When North Korea’s late “Dear Leader” Kim Jong-Il opened the Pothonggang Department Store in December 2010, he called on it to play “a big role” in improving living standards in the capital Pyongyang, official media said.
Five years later, judging by the long lines inside the three-storey store that sells everything from electronic gadgets and cosmetics, to food and household goods, the Pothonggang is meeting Kim’s expectations – at least for privileged Pyongyang residents.
But the department store also starkly illustrates the extent to which the underground market has become the new normal in isolated North Korea. And that poses a dilemma to the Kim family’s hereditary dictatorship, which up until now has kept tight control of a Soviet-style command economy, largely synonymous with rationing and material deprivation. Now that the black market has become the new normal, Kim Jong-Un’s government has little choice but to continue its fledgling efforts at economic reforms that reflect market realities on the ground or risk losing its grip on power, experts say.
A Reuters reporter, allowed to roam the store with a government minder for a look at the North Korean consumer in action, noted almost all the price tags were in dollars as well as won. A Sharp TV was priced at 11.26mn won or $1,340; a water pump at 2.52mn won ($300). Beef was 76,000 won ($8.60) a kilogramme. North Korean-made LED light bulbs sold for 42,000 won ($5). The exchange rate used in these prices - 8,400 won to the dollar – is 80 times higher than the official rate of 105 won to the dollar. At the official rate, the TV would cost over $100,000; the light bulb, $400.
Shoppers openly slapped down large stacks of US dollars at the cashier’s counter. They received change in dollars, Chinese yuan or North Korean won – at the black market rate. The same was true elsewhere in the capital: taxi drivers offered change for fares at black market rates, as did other shops and street stalls that Reuters visited.  For the last twenty years, North Korea has been undergoing economic changes, the fruits of which are now more visible than ever in the capital, Pyongyang, where large North Korean companies now produce a diverse range of domestically made goods to cater to this growing market of consumers. People are spending money they once hid in their homes on mobile phones, electric bicycles and baby carriers.
The latest sign that the workers’ paradise is going capitalist: cash cards from commercial banks.  Four months before Kim opened the Pothonggang Department Store, the US imposed sanctions on North Korea, including its imports of luxury goods, for torpedoing a South Korean ship - a conclusion Pyongyang rejected. Since then, the UN has imposed more sanctions on North Korea for violating restrictions on its nuclear and missile programmes.

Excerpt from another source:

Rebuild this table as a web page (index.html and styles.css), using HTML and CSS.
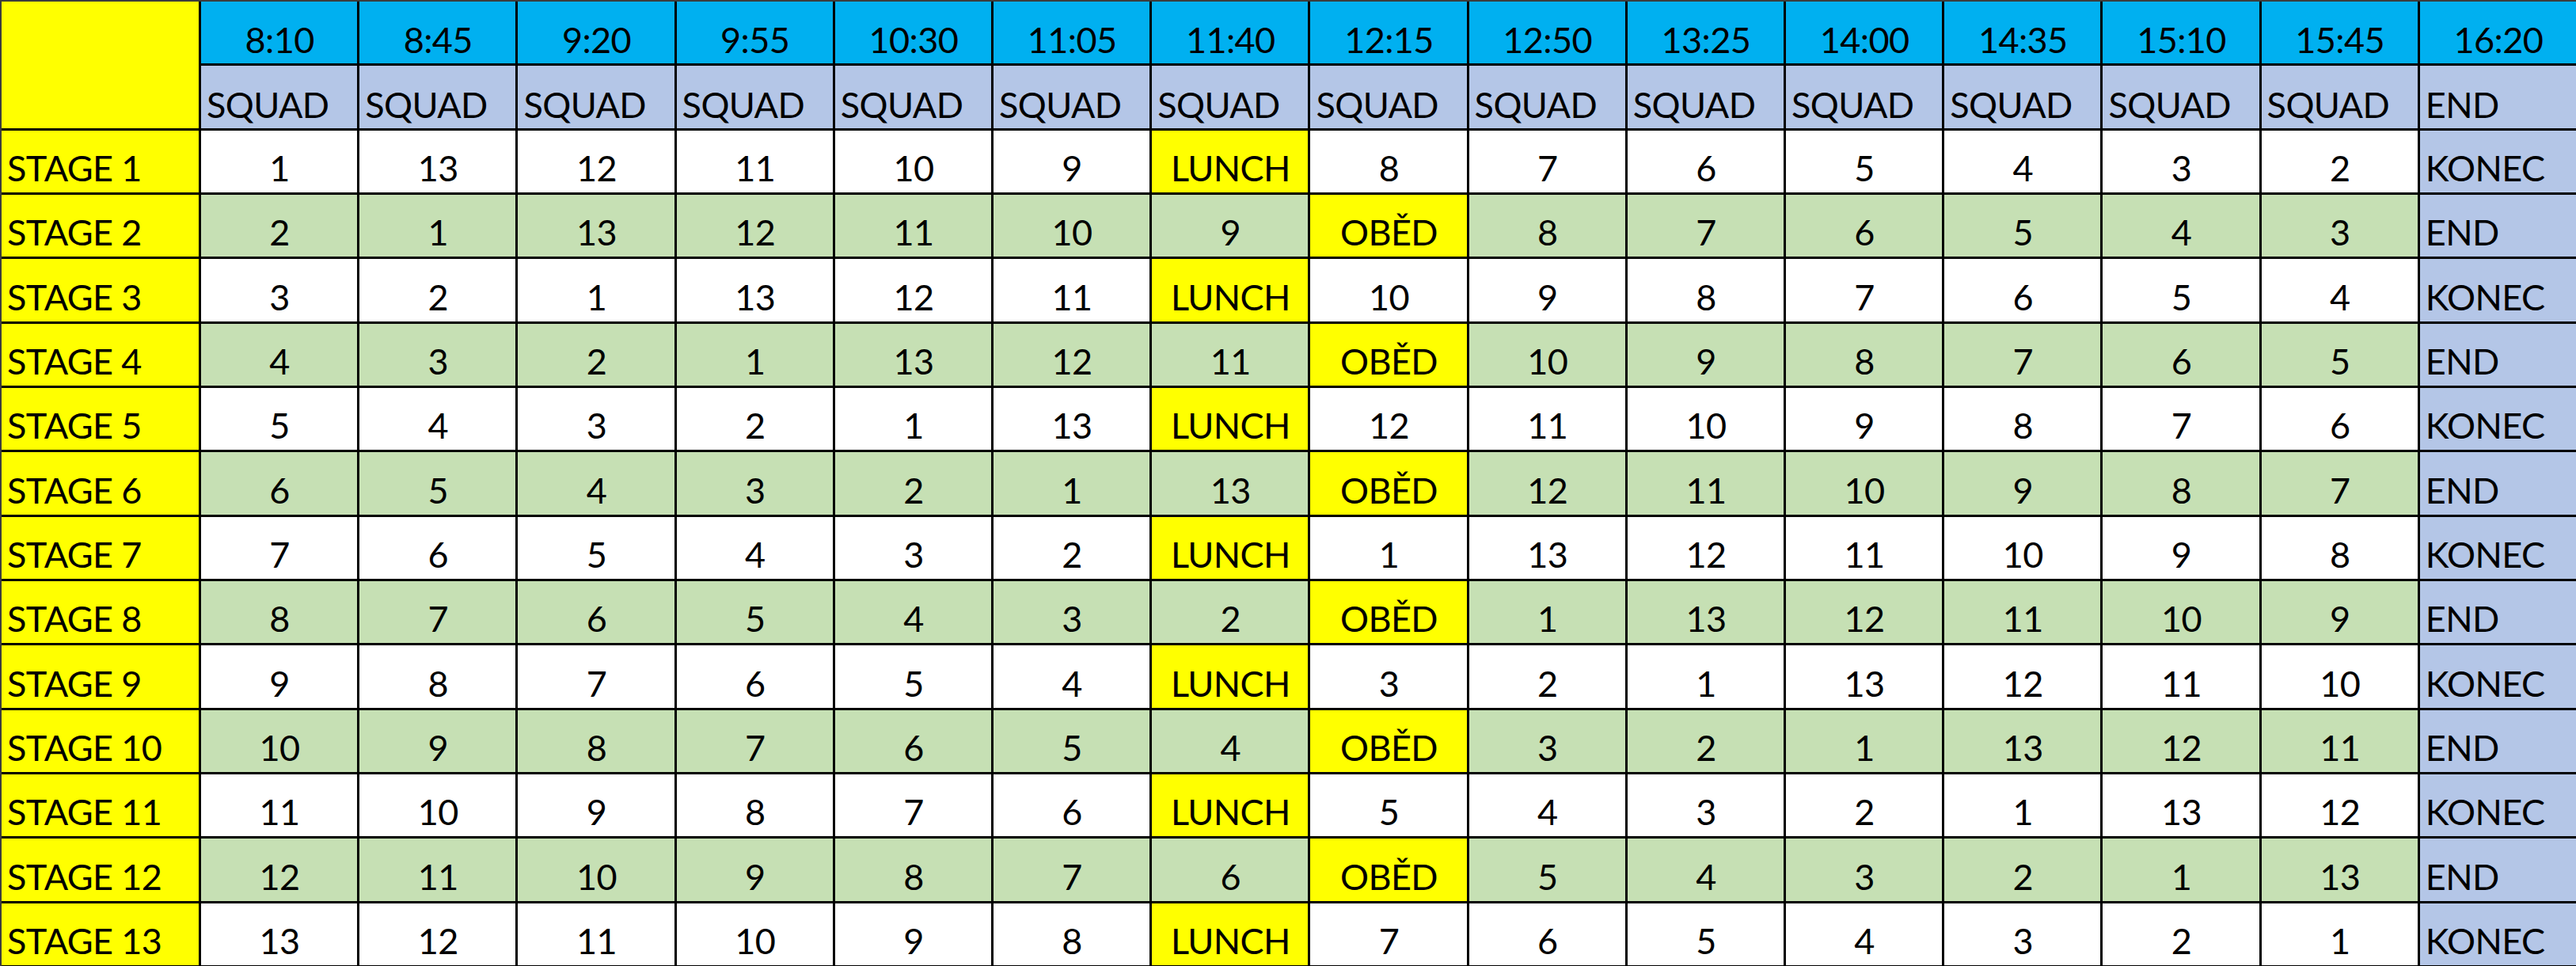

None of that has had much effect on the vast majority of North Koreans living in the countryside, where a rudimentary market has evolved considerably over the past two decades. Agricultural mismanagement, floods and the collapse of the Soviet Union led to famine in the mid-1990s. The state rationing system crumbled, forcing millions of North Koreans to make whatever they could to sell or barter informally for survival.
The regime penalised this new class of entrepreneurs in 2009 when it redenominated the won by lopping off two zeros and setting limits on the quantity of old won that could be exchanged for the new currency. That move ended up destroying much of the private wealth earned on the market.
Demand for hard currency surged after the bungled currency reform as more and more merchants in the underground markets required transactions to be conducted in foreign currency. It triggered two years of hyperinflation.  But the government of Kim Jong-Un, who became North Korea’s leader after his father’s death in December 2011, has essentially accepted the ubiquity of the black market rate and a widespread illicit economy, North Korea experts say.